COP26 Cables: A Bit of Argy Bargy among Countries Seeking the Spotlight in Glasgow

A Competitive Enterprise Institute update on the international climate conference in Glasgow.

Photo Credit: Getty

My Competitive Enterprise Institute colleagues and I are filing brief cables on COP26, the international climate conference being held in Glasgow, Scotland. Below is our fifth dispatch.

TL;DR: The Chinese skipped the conference and outmaneuvered the less savvy Europeans for the end-of-week spotlight; surprise cooperation about future promises, but nothing tangible today leaves the activists and the British hosts empty-handed with only one day left of the conference. Danes and Costa Ricans make their play.

Thursday was the last chance to get major attention for your cause or country at the COP26 meetings. Friday is all about the final haggling, but Thursday still had a few fireworks. In a surprise move, a joint statement from the United States and China subtly undercut the British hosts’ efforts to focus attention on a consensus statement. The announcement from U.S. climate envoy John Kerry and Xie Zhenhua, the special envoy from China, talks up cooperation as the path forward. Bear in mind, China’s carbon-dioxide emissions are about 125 percent greater than those of the United States and that in September President Xi announced a plan that anticipates peak emissions this decade. According to the declaration, among the issues that the two giants will tackle collaboratively are methane emissions and deforestation.

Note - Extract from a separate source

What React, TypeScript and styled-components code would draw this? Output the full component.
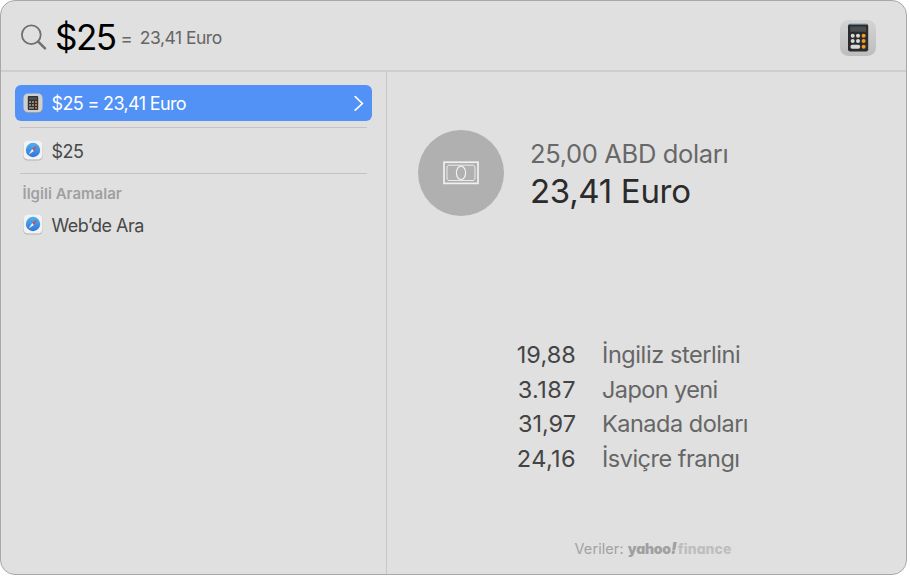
import React from "react";
import styled, { createGlobalStyle } from "styled-components";

const GlobalStyle = createGlobalStyle`
  * { box-sizing: border-box; }
  body { margin: 0; background: #fff; font-family: Inter, "Liberation Sans", sans-serif; }
  svg { display: block; flex: none; }
`;

const Window = styled.main`
  width: 907px;
  height: 575px;
  display: flex;
  flex-direction: column;
  overflow: hidden;
  background: #e0e0e0;
  border: 1.5px solid #a8a8a8;
  border-radius: 15px;
`;

const Header = styled.header`
  height: 71px;
  flex: none;
  display: flex;
  align-items: center;
  padding: 3px 29px 0 19px;
  border-bottom: 2px solid #cecece;
`;

const Text = styled.span<{ $size: number; $color: string; $spacing?: number; $weight?: number; $line?: number }>`
  font-size: ${(p) => p.$size}px;
  color: ${(p) => p.$color};
  letter-spacing: ${(p) => p.$spacing ?? 0}px;
  font-weight: ${(p) => p.$weight ?? 400};
  line-height: ${(p) => (p.$line ? `${p.$line}px` : "normal")};
  white-space: pre;
`;

const Query = styled(Text)`
  margin-left: 7px;
`;

const Equals = styled(Text)`
  margin: 2px 0 0 5px;
`;

const Answer = styled(Text)`
  margin: 1px auto 0 7px;
`;

const Columns = styled.div`
  flex: 1;
  display: flex;
`;

const Sidebar = styled.nav`
  width: 386px;
  flex: none;
  display: flex;
  flex-direction: column;
  padding: 12.5px 13px 0 13.5px;
  border-right: 1.5px solid #c8c8c8;
`;

const Row = styled.div<{ $selected?: boolean }>`
  height: 36px;
  width: 357.5px;
  display: flex;
  align-items: center;
  gap: 9px;
  padding: 0 8px;
  border-radius: 6px;
  color: ${(p) => (p.$selected ? "#fff" : "#484848")};
  background: ${(p) => (p.$selected ? "#5291f5" : "transparent")};
`;

const Divider = styled.hr`
  width: 347px;
  height: 1px;
  border: 0;
  margin: 6px 0 5px 5px;
  background: #c3c3c3;

  & ~ & {
    margin: 4px 0 5px 5px;
  }
`;

const RowLabel = styled(Text)`
  flex: 1;
  padding-top: 2px;
`;

const SectionTitle = styled(Text)`
  margin: 5px 0 3px 8px;
`;

const Detail = styled.section`
  flex: 1;
  display: flex;
  flex-direction: column;
  padding: 58px 30px 0 31px;
`;

const Summary = styled.div`
  display: flex;
  align-items: center;
  gap: 26px;
`;

const Badge = styled.div`
  width: 86px;
  height: 86px;
  display: grid;
  place-items: center;
  border-radius: 50%;
  background: #b0b0b0;
`;

const Amounts = styled.div`
  display: flex;
  flex-direction: column;
  margin-top: -2px;
`;

const Rates = styled.div`
  display: grid;
  grid-template-columns: 158px 1fr;
  grid-auto-rows: 34.6px;
  column-gap: 26px;
  margin-top: 122px;
`;

const RateValue = styled(Text)`
  text-align: right;
`;

const Footer = styled.footer`
  display: flex;
  align-items: baseline;
  margin: 62px 0 0 156.5px;
`;

const Brand = styled(Text)`
  font-feature-settings: "cv11" 1;
`;

const Bang = styled(Brand)`
  font-style: italic;
`;

const SearchIcon = () => (
  <svg width="28" height="28" viewBox="0 0 28 28" fill="none" stroke="#707070">
    <circle cx="11.3" cy="11.7" r="9.4" strokeWidth="1.8" />
    <path d="M18.2 18.6 L25 25.4" strokeWidth="2.5" strokeLinecap="round" />
  </svg>
);

const CalculatorIcon = ({ size }: { size: number }) => (
  <svg width={size} height={size} viewBox="0 0 38 38">
    <defs>
      <linearGradient id="calcPlate" x1="0" y1="0" x2="0" y2="1">
        <stop offset="0" stopColor="#d4d4d4" />
        <stop offset="1" stopColor="#bdbdbd" />
      </linearGradient>
    </defs>
    <rect x="1" y="1.9" width="36" height="36" rx="8.5" fill="url(#calcPlate)" />
    <rect x="9" y="6" width="20.2" height="27.5" rx="2.2" fill="#2b2b2b" />
    <rect x="10.3" y="5.7" width="18" height="1.2" fill="#668199" />
    <rect x="11.3" y="8.5" width="15.8" height="5.2" fill="#4b4d4f" />
    <g fill="#d9d9d9">
      <circle cx="13.7" cy="17.7" r="2" />
      <circle cx="19" cy="17.7" r="2" />
      <circle cx="13.7" cy="23.1" r="2" />
      <circle cx="19" cy="23.1" r="2" />
      <rect x="11.5" y="26.7" width="9.6" height="4" rx="1.6" />
    </g>
    <g fill="#f39a25">
      <circle cx="24.6" cy="17.7" r="2" />
      <circle cx="24.6" cy="23.1" r="2" />
      <circle cx="24.6" cy="28.7" r="2" />
    </g>
  </svg>
);

const SmallCalculatorIcon = () => (
  <svg width="20" height="20" viewBox="0 0 20 20">
    <rect x="0.5" y="1" width="19" height="19" rx="4.5" fill="#8a8f98" />
    <rect x="0.5" y="0.5" width="19" height="18.7" rx="4.5" fill="#cfcfcf" />
    <rect x="4.8" y="3" width="10.4" height="14" rx="1" fill="#303030" />
    <rect x="6" y="4.2" width="8" height="2.5" fill="#505050" />
    <g fill="#858585">
      <rect x="6" y="8" width="2" height="2" />
      <rect x="9" y="8" width="2" height="2" />
      <rect x="6" y="11" width="2" height="2" />
      <rect x="9" y="11" width="2" height="2" />
      <rect x="6" y="14" width="5" height="1.8" />
    </g>
    <g fill="#b87536">
      <rect x="12" y="8" width="2" height="2" />
      <rect x="12" y="11" width="2" height="2" />
      <rect x="12" y="14" width="2" height="1.8" />
    </g>
  </svg>
);

const SafariIcon = () => (
  <svg width="20" height="21" viewBox="0 0 20 21">
    <defs>
      <linearGradient id="safariDial" x1="0" y1="0" x2="0" y2="1">
        <stop offset="0" stopColor="#4fb2ee" />
        <stop offset="1" stopColor="#3274dc" />
      </linearGradient>
    </defs>
    <rect x="0.3" y="1.4" width="19.4" height="19.2" rx="4.7" fill="#b0b0b0" />
    <rect x="0.5" y="0.8" width="19" height="18.8" rx="4.5" fill="#f3f3f3" />
    <circle cx="10" cy="10" r="7.2" fill="url(#safariDial)" />
    <path d="M14.3 5.6 L10.9 10.9 L9.1 9.1 Z" fill="#d8484e" />
    <path d="M5.7 14.4 L9.1 9.1 L10.9 10.9 Z" fill="#edf1f5" />
  </svg>
);

const ChevronIcon = () => (
  <svg width="10" height="16" viewBox="0 0 10 16" fill="none" stroke="#fff" strokeWidth="1.6">
    <path d="M1.2 1.6 L8.4 8.5 L1.2 15.2" strokeLinecap="round" />
  </svg>
);

const BanknoteIcon = () => (
  <svg width="36" height="24" viewBox="0 0 36 24" fill="none" stroke="#f0f0f0">
    <rect x="1" y="1.2" width="34" height="21.2" strokeWidth="1.7" />
    <path
      d="M5.5 4.2 H30.5 A1.8 1.8 0 0 0 32 5.7 V18 A1.8 1.8 0 0 0 30.5 19.5 H5.5 A1.8 1.8 0 0 0 4 18 V5.7 A1.8 1.8 0 0 0 5.5 4.2 Z"
      strokeWidth="0.9"
    />
    <ellipse cx="18" cy="11.8" rx="4.6" ry="6.7" strokeWidth="1.2" />
  </svg>
);

const rates = [
  { value: "19,88", name: "İngiliz sterlini", valueSpacing: 0.1, nameSpacing: -0.42 },
  { value: "3.187", name: "Japon yeni", valueSpacing: 0.45, nameSpacing: -0.6 },
  { value: "31,97", name: "Kanada doları", valueSpacing: 0, nameSpacing: -0.5 },
  { value: "24,16", name: "İsviçre frangı", valueSpacing: 0.4, nameSpacing: -0.5 },
];

export default function App() {
  return (
    <>
      <GlobalStyle />
      <Window>
        <Header>
          <SearchIcon />
          <Query $size={35} $color="#000" $spacing={-1.5}>$25</Query>
          <Equals $size={18.5} $color="#666">=</Equals>
          <Answer $size={17.5} $color="#666" $spacing={-0.5}>23,41 Euro</Answer>
          <CalculatorIcon size={38} />
        </Header>
        <Columns>
          <Sidebar>
            <Row $selected>
              <SmallCalculatorIcon />
              <RowLabel $size={18} $color="inherit" $spacing={-0.65}>$25 = 23,41 Euro</RowLabel>
              <ChevronIcon />
            </Row>
            <Divider />
            <Row>
              <SafariIcon />
              <RowLabel $size={18} $color="inherit" $spacing={-0.5}>$25</RowLabel>
            </Row>
            <Divider />
            <SectionTitle $size={15} $color="#a0a0a0" $weight={600} $spacing={0.02} $line={20}>İlgili Aramalar</SectionTitle>
            <Row>
              <SafariIcon />
              <RowLabel $size={18} $color="inherit" $spacing={-0.5}>Web’de Ara</RowLabel>
            </Row>
          </Sidebar>
          <Detail>
            <Summary>
              <Badge>
                <BanknoteIcon />
              </Badge>
              <Amounts>
                <Text $size={25.5} $color="#686868" $spacing={-0.35} $line={37}>25,00 ABD doları</Text>
                <Text $size={33} $color="#2b2b2b" $spacing={-0.3} $line={38}>23,41 Euro</Text>
              </Amounts>
            </Summary>
            <Rates>
              {rates.map((rate) => (
                <React.Fragment key={rate.name}>
                  <RateValue $size={23.5} $color="#444" $spacing={rate.valueSpacing} $line={34}>{rate.value}</RateValue>
                  <Text $size={23.5} $color="#666" $spacing={rate.nameSpacing} $line={34}>{rate.name}</Text>
                </React.Fragment>
              ))}
            </Rates>
            <Footer>
              <Text $size={14.5} $color="#a2a2a2" $spacing={0.08} $line={20}>Veriler: </Text>
              <Brand $size={14} $color="#a0a0a0" $weight={900} $spacing={-0.3} $line={20}>yahoo</Brand>
              <Bang $size={16} $color="#a0a0a0" $weight={900} $spacing={1} $line={20}>!</Bang>
              <Brand $size={14} $color="#bebebe" $weight={800} $spacing={0.05} $line={20}>finance</Brand>
            </Footer>
          </Detail>
        </Columns>
      </Window>
    </>
  );
}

The spin is that Kerry got China to the table and that a step forward — no matter how small or procedural — is still a step forward. In reality, China snubbed President Biden’s big Glasgow announcement last week of a Methane Pledge that was signed by more than 100 countries (to reduce global methane emissions by 30 percent from 2020 levels before 2030). Instead of acting multilaterally, China went down the path of a bilateral agreement; either Kerry gave up something for the cooperation or will have to give up something in the future.

British prime minister Boris Johnson and his team are pleading for a consensus from representatives to make national pledges for new, more-aggressive emissions targets before the end of next year instead of by 2025 as was outlined six years ago in Paris. Yesterday’s draft text included new requirements for developing nations to report emissions despite — as is currently the case — getting a pass. It is hard to see how China and India, or most Middle Eastern countries, could agree. The United States and most European Union countries have yet to translate their current pledges into binding legislation and face stiff institutional and political headwinds.

However, for the net-zero advocates hope springs eternal. The Danes, along with Costa Rica, announced a new coalition called the “Beyond Oil and Gas Alliance.” Also joining are France, Greenland, Ireland, Quebec, Sweden, and Wales. California joined as an associate member and in the press is described as a “friend of BOGA,” though it is unclear what that will entail. BOGA members will no longer permit oil and gas production and will set a date to end oil and gas exploration.

Today’s Headlines

Dubai ruler says UAE to host COP28 climate conference in 2023” reads a headline in Reuters. (Next year’s COP27 is scheduled for Sharm el-Sheikh, Egypt.) As alluded to above and underlying the entire meeting, pledges and promises are not action or outcomes. Climate campaigners have been catastrophists for at least 50 years and at each turn — at least in countries with democratic institutions — the most radical proposals are examined for the trade-offs presented. It is worth remembering, that despite all the hoopla about extinction and the irreversibility of various trends, the United States has been reducing its emissions and suffering fewer deaths due to extreme events in a period during which wealth, education, and health have improved. While the former is not true everywhere, the latter certainly is true globally, and it is something to celebrate.

What You Won’t Read in the Next Day’s Papers

Nothing binding will come from COP26. Pledges, commitments, promises, goals, declarations, and the much-abused “ambitions” of parties to the treaty must be backed by law in their own countries. Neither lawmaking nor the deployment of new technologies that change how we create and use energy takes place at the U.N. COP meetings. Unless the hard, and often politically untenable, work is done after people return home from Glasgow, COP26 will have produced little other than, well, hot air.